Microstructure Characterization and Strengthening Mechanism Analysis of X100 Pipeline Steel

Abstract

The strengthening mechanism of X100 high steel grade pipeline steel, including grain boundary strengthening, solution strengthening, precipitation strengthening, dislocation strengthening, and texture strengthening, was analyzed by the technics of scanning electron microscopy (SEM), electron backscattered diffraction (EBSD), transmission electron microscopy (TEM), X-ray diffraction (XRD), physicochemical phase analysis, and so on.

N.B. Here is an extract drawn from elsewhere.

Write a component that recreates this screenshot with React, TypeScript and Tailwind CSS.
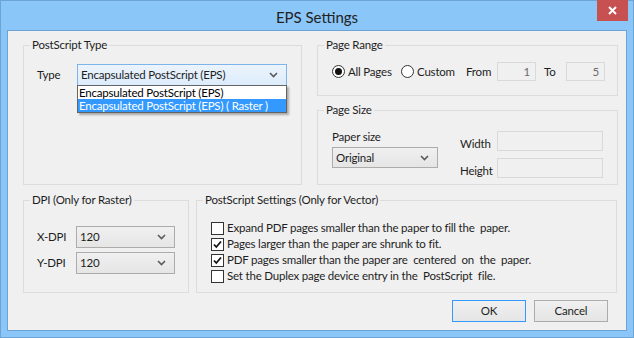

The results showed that the tested steel had a mixed structure of granular bainite and lath bainite, the average effective grain size was refined to about 1 μm by severe hot plastic deformation, the dislocation density was as high as 1.74 × 1015/m2, and the second phase precipitation was mainly (Ti, Nb)(C, N) in submicron scale and nanoscale NbC. Through orientation distribution function (ODF) orientation analysis, it was found that the tested steel had obvious anisotropy and had a strong rolling direction (RD) texture along the rolling direction compared with the 30° direction: {115}<110> and {113}<110>. After the quantitative analysis of strengthening mechanisms, it was found that the highest strengthening increment was caused by high-density dislocations in bainite of about 268 MPa, while the lowest strengthening increment was induced by precipitation particles of about 31 MPa.